New Zealand traveller and writer (1864–1925)

Frances Brewer Lysnar (1864–1925) was a New Zealand traveller and writer and the first New Zealand woman to be made a Fellow of the Royal Geographical Society in 1913.

== Biography ==
Lysnar was born in 1864 in Auckland the eldest daughter of William Dean Lysnar and Frances (Fanny) Sarah Lysnar (née Brewer). She was known as 'Gypsy'. In 1872 the family moved to the Gisborne area where her father was a teacher and school headmaster at Manutūkē and later of a Māori school at Omahu in Hawke's Bay. Her brother was the politician Douglas Lysnar.

Fanny Lysnar suffered from a heart condition and in 1889 Lysnar accompanied her mother on a trip to England for treatment. From 1899 she travelled widely visiting the United Kingdom, Australia, the United States, Hawaii and the Pacific Islands.

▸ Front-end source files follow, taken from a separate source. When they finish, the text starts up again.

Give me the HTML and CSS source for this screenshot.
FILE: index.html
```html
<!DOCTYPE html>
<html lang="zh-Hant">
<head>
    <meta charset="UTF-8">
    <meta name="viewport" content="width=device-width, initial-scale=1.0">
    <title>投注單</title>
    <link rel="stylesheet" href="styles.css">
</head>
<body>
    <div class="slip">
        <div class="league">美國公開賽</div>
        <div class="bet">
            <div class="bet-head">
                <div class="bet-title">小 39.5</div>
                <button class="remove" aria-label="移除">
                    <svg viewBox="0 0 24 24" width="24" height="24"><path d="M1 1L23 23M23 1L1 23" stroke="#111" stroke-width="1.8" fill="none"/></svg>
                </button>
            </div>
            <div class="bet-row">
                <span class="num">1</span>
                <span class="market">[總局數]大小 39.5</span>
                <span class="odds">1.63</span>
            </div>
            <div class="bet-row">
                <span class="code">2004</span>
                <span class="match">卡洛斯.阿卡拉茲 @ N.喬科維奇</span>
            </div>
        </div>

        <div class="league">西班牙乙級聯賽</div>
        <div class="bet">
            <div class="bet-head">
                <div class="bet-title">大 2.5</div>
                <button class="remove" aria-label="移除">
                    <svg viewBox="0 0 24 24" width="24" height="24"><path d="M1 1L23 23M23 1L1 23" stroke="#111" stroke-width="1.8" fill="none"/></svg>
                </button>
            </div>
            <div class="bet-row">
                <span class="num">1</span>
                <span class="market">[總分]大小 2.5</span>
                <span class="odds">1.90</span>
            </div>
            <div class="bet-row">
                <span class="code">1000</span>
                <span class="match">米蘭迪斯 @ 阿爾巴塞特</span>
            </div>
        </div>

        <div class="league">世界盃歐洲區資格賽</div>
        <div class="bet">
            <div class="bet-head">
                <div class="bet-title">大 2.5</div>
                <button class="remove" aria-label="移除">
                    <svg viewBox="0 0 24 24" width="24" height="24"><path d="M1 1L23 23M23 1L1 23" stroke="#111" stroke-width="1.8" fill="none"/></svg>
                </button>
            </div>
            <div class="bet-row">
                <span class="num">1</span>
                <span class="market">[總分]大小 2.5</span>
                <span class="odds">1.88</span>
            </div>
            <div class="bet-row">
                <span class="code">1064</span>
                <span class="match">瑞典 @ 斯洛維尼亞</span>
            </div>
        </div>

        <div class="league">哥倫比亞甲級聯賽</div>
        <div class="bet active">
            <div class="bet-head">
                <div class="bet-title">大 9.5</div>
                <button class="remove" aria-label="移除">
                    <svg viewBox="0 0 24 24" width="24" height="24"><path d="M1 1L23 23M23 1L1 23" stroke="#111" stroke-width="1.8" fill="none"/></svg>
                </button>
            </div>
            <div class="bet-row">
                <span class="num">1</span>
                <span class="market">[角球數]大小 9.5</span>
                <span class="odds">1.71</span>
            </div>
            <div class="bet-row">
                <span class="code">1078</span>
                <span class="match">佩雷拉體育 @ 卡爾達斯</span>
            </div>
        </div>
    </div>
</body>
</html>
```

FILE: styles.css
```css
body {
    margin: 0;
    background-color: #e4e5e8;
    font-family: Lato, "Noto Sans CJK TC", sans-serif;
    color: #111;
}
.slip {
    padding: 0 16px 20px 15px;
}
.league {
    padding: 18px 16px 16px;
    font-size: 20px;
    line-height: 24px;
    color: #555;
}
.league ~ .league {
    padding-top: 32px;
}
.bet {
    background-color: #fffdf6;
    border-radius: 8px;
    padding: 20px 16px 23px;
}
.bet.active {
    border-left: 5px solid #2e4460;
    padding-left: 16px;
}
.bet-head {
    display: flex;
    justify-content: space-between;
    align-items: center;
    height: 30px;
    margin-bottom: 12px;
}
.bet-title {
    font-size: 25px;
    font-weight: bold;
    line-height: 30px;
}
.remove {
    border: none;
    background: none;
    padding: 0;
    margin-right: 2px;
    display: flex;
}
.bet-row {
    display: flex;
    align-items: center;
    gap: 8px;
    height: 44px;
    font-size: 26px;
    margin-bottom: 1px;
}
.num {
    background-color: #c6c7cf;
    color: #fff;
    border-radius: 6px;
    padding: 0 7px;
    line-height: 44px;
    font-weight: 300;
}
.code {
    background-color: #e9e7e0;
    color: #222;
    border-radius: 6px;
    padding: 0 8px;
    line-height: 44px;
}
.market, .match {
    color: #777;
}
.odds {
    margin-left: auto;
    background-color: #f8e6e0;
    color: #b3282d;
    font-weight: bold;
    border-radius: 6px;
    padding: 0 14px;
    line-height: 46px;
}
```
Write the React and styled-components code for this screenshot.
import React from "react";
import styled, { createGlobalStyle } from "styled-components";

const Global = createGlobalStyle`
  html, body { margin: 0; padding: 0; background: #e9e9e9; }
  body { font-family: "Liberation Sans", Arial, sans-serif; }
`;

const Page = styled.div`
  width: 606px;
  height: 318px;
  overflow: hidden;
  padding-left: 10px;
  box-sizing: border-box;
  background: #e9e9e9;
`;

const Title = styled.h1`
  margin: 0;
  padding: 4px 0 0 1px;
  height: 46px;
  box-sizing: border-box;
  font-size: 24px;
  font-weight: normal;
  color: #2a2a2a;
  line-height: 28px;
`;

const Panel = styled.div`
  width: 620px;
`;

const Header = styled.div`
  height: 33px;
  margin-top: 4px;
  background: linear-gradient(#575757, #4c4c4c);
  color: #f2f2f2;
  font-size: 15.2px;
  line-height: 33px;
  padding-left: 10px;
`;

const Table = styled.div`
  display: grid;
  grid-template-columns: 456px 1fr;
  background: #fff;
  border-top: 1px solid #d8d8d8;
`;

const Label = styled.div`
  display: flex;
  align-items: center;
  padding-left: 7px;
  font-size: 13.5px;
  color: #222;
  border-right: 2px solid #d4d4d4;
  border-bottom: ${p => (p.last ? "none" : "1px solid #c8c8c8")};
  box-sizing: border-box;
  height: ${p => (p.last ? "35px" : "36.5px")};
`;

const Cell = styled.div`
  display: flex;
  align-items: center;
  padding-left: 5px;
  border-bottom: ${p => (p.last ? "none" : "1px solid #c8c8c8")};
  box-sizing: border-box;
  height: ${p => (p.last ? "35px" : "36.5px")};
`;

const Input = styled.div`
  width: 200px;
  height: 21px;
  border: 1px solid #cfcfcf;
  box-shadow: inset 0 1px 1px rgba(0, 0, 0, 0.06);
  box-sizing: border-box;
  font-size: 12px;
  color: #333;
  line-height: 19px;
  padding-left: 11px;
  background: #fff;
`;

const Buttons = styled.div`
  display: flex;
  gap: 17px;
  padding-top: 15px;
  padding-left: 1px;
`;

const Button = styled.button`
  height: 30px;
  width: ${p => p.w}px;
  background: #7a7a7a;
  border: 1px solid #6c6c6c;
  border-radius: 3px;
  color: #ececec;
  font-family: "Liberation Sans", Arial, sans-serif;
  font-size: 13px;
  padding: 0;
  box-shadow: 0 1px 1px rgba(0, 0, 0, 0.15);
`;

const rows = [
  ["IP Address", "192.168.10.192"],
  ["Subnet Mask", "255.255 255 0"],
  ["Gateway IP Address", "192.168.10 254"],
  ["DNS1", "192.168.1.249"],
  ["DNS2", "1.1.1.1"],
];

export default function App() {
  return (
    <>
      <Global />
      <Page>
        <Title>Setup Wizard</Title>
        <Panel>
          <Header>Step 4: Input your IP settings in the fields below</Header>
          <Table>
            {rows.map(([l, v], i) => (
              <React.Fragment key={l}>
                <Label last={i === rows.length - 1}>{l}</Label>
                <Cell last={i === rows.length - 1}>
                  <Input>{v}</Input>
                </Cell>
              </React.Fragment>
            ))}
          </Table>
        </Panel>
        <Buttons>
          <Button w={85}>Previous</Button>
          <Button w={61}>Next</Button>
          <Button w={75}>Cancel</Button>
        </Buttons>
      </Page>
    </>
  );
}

She became involved in missionary work and in the 1890s was lady superintendent in a medical missionary organisation in Melbourne. In the early 1900s she was secretary of the Women's Auxiliary of the Episcopal Church.

In 1913 the Royal Geographical Society started to readmit women as members after two decades of discussion; many of those women admitted were travellers or explorers. Lysnar was in London early in the year and was admitted in April 1913 becoming the first woman in New Zealand to be made a Fellow on the grounds of her extensive travel although she had not published anything at that time. Her book on Māori culture and customs and early New Zealand settler history New Zealand: the dear old Maori land was published in 1915 and republished in 1924.

In 1915 Lysnar travelled to India to the Mukti Mission for child widows and other outcast women and children set up by social reformer Pandita Ramabai. She did not return to New Zealand until 1918. During the war she travelled to France and to the United Kingdom where she assisted the war effort by working in the New Zealand Expeditionary Force convalescent camp at Hornchurch. After her time in India she continued to support the Mukti Mission by giving lectures in many places including California, Agra, the United Kingdom, Australia and New Zealand.

Lysnar died in Melbourne in 1925 while on a fundraising visit for the Mission.